What is expected => Within the listing below, locate all lines containing the word "React". Copy each one.

Information supplied =>
--- BEGIN ---

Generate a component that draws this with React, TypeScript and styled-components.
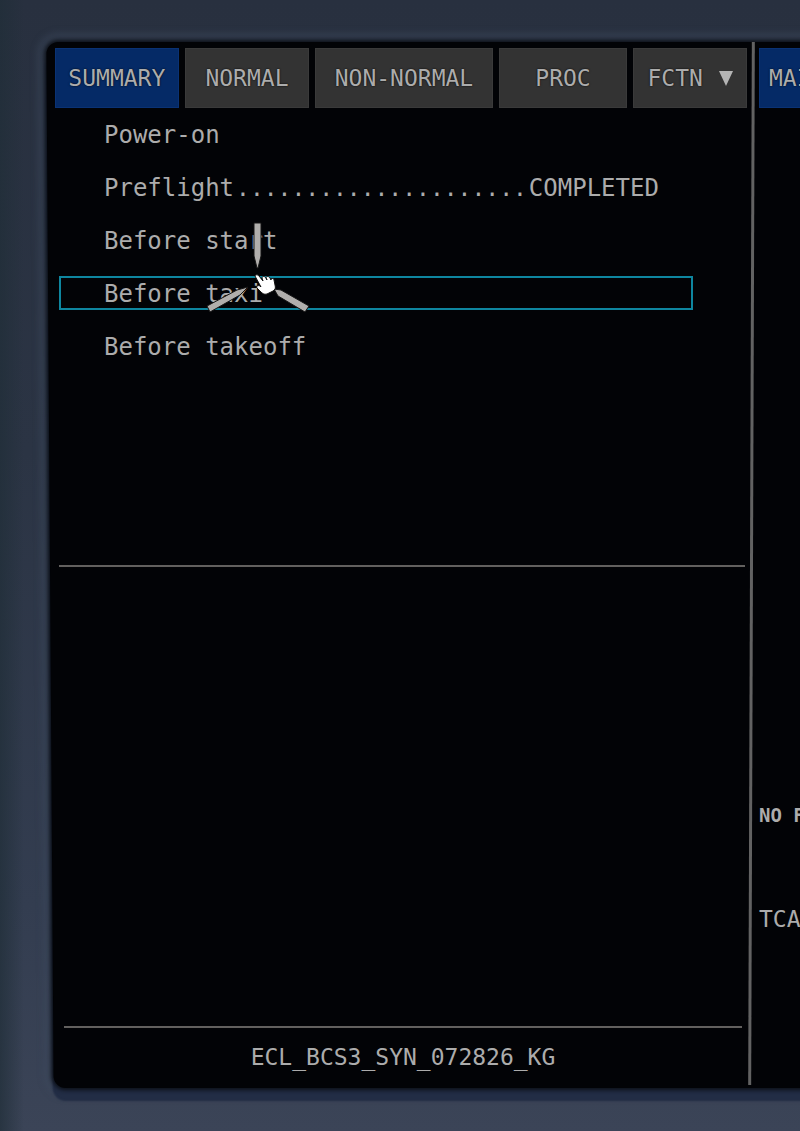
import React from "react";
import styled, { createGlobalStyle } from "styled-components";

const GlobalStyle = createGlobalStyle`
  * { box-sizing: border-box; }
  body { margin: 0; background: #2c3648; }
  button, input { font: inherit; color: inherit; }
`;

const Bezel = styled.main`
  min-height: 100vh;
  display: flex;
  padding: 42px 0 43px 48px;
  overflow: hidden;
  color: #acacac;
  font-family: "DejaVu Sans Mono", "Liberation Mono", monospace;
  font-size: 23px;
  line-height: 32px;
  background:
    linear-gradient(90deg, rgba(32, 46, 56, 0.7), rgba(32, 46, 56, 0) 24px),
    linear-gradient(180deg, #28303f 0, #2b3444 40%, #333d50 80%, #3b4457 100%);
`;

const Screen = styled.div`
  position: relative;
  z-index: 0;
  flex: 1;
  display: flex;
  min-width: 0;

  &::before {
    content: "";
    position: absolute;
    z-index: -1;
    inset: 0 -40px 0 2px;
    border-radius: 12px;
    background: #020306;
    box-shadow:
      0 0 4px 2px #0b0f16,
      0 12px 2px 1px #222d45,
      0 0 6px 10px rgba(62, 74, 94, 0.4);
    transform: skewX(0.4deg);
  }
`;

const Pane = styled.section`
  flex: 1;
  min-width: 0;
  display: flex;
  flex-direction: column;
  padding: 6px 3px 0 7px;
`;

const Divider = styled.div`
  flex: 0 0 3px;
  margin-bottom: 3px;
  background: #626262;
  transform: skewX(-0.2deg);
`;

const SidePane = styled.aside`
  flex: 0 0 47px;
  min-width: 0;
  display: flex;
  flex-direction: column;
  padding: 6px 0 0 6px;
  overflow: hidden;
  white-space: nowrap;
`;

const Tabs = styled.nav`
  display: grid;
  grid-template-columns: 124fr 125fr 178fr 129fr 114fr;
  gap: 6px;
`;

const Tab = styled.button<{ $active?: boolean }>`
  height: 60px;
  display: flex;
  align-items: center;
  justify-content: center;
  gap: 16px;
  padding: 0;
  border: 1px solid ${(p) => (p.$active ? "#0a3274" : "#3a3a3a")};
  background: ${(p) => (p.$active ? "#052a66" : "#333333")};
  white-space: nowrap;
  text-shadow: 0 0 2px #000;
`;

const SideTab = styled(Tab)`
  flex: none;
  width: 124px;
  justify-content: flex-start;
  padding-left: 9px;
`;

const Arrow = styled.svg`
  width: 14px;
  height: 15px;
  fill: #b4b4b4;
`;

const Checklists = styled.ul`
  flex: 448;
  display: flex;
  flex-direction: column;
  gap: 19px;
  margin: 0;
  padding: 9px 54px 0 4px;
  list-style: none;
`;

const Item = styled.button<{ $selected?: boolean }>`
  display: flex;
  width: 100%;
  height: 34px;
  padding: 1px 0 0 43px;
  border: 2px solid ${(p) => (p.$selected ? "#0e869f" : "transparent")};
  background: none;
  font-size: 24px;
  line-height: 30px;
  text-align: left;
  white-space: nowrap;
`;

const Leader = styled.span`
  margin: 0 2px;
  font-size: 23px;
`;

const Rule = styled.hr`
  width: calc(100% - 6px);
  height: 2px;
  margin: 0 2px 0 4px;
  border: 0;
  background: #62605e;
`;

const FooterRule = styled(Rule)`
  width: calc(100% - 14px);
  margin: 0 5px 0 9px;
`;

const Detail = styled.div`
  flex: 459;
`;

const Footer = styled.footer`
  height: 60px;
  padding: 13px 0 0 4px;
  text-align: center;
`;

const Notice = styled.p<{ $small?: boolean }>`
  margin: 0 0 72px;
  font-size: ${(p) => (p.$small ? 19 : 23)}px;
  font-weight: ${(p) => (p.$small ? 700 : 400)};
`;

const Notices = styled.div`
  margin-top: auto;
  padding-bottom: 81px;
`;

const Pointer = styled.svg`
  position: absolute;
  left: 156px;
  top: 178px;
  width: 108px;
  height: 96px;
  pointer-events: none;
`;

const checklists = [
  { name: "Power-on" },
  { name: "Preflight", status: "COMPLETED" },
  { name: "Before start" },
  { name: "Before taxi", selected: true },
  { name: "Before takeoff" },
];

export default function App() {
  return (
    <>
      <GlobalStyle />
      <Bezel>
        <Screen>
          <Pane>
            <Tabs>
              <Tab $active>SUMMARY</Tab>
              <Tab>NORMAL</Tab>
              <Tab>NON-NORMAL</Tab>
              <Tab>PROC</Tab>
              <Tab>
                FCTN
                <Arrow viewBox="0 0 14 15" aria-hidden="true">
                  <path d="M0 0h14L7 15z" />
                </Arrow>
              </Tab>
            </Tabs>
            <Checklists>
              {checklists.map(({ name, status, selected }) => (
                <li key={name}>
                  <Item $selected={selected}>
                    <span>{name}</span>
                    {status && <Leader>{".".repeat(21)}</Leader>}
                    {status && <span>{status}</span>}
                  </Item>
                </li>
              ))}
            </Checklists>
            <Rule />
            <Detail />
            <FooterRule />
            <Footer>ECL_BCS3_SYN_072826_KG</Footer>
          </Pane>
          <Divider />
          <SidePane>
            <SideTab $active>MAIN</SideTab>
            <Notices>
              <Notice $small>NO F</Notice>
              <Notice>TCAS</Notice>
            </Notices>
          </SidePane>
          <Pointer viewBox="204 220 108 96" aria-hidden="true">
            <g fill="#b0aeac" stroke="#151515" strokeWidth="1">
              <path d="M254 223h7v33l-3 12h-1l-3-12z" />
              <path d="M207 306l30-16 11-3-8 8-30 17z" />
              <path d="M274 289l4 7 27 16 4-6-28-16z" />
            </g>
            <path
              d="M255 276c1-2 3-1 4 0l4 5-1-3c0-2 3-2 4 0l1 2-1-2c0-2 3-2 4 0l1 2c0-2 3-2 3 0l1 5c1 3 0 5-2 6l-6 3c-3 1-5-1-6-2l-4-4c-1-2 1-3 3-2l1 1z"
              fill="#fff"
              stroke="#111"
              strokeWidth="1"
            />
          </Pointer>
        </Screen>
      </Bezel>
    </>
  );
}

--- END ---

Exercise solution =>
Generate a component that draws this with React, TypeScript and styled-components.
import React from "react";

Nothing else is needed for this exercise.